TO BE DONE.
Every line of the data must be copied exactly.

━━━━

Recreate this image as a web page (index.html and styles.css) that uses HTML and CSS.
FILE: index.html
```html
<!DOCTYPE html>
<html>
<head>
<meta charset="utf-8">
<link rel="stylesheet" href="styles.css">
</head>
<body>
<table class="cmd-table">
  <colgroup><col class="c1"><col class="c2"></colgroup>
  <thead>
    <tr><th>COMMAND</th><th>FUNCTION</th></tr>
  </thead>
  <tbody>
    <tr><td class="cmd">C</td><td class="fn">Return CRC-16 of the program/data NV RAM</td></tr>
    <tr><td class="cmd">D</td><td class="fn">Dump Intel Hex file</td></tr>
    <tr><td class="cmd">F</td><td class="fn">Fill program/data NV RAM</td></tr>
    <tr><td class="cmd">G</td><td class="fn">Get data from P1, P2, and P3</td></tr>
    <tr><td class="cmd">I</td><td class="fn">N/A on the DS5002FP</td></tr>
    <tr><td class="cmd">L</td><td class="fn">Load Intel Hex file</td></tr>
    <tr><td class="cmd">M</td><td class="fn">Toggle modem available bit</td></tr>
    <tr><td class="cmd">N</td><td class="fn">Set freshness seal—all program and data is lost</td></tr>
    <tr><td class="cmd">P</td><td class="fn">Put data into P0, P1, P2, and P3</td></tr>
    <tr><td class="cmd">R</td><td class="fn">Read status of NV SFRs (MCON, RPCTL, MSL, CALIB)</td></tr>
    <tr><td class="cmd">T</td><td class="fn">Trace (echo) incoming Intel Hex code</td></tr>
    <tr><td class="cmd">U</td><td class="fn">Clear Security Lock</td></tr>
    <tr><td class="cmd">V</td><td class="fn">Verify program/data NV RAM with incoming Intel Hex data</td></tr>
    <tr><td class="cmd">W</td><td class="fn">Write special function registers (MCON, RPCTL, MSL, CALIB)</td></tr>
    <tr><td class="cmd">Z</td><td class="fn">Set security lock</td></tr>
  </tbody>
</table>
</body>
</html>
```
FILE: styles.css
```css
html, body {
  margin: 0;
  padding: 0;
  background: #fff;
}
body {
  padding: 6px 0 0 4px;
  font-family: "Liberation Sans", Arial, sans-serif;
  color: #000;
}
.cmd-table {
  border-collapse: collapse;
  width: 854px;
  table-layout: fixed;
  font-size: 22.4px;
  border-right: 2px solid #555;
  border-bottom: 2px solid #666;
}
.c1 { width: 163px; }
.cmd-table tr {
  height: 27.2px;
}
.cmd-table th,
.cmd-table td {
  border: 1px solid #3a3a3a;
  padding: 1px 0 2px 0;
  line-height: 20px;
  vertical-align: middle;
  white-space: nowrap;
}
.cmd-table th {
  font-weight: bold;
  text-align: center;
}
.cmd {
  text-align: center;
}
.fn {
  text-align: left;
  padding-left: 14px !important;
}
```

━━━━

CORRECT OUTPUT.
Recreate this image as a web page (index.html and styles.css) that uses HTML and CSS.
FILE: index.html
```html
<!DOCTYPE html>
<html>
<head>
<meta charset="utf-8">
<link rel="stylesheet" href="styles.css">
</head>
<body>
<table class="cmd-table">
  <colgroup><col class="c1"><col class="c2"></colgroup>
  <thead>
    <tr><th>COMMAND</th><th>FUNCTION</th></tr>
  </thead>
  <tbody>
    <tr><td class="cmd">C</td><td class="fn">Return CRC-16 of the program/data NV RAM</td></tr>
    <tr><td class="cmd">D</td><td class="fn">Dump Intel Hex file</td></tr>
    <tr><td class="cmd">F</td><td class="fn">Fill program/data NV RAM</td></tr>
    <tr><td class="cmd">G</td><td class="fn">Get data from P1, P2, and P3</td></tr>
    <tr><td class="cmd">I</td><td class="fn">N/A on the DS5002FP</td></tr>
    <tr><td class="cmd">L</td><td class="fn">Load Intel Hex file</td></tr>
    <tr><td class="cmd">M</td><td class="fn">Toggle modem available bit</td></tr>
    <tr><td class="cmd">N</td><td class="fn">Set freshness seal—all program and data is lost</td></tr>
    <tr><td class="cmd">P</td><td class="fn">Put data into P0, P1, P2, and P3</td></tr>
    <tr><td class="cmd">R</td><td class="fn">Read status of NV SFRs (MCON, RPCTL, MSL, CALIB)</td></tr>
    <tr><td class="cmd">T</td><td class="fn">Trace (echo) incoming Intel Hex code</td></tr>
    <tr><td class="cmd">U</td><td class="fn">Clear Security Lock</td></tr>
    <tr><td class="cmd">V</td><td class="fn">Verify program/data NV RAM with incoming Intel Hex data</td></tr>
    <tr><td class="cmd">W</td><td class="fn">Write special function registers (MCON, RPCTL, MSL, CALIB)</td></tr>
    <tr><td class="cmd">Z</td><td class="fn">Set security lock</td></tr>
  </tbody>
</table>
</body>
</html>
```
FILE: styles.css
```css
html, body {
  margin: 0;
  padding: 0;
  background: #fff;
}
body {
  padding: 6px 0 0 4px;
  font-family: "Liberation Sans", Arial, sans-serif;
  color: #000;
}
.cmd-table {
  border-collapse: collapse;
  width: 854px;
  table-layout: fixed;
  font-size: 22.4px;
  border-right: 2px solid #555;
  border-bottom: 2px solid #666;
}
.c1 { width: 163px; }
.cmd-table tr {
  height: 27.2px;
}
.cmd-table th,
.cmd-table td {
  border: 1px solid #3a3a3a;
  padding: 1px 0 2px 0;
  line-height: 20px;
  vertical-align: middle;
  white-space: nowrap;
}
.cmd-table th {
  font-weight: bold;
  text-align: center;
}
.cmd {
  text-align: center;
}
.fn {
  text-align: left;
  padding-left: 14px !important;
}
```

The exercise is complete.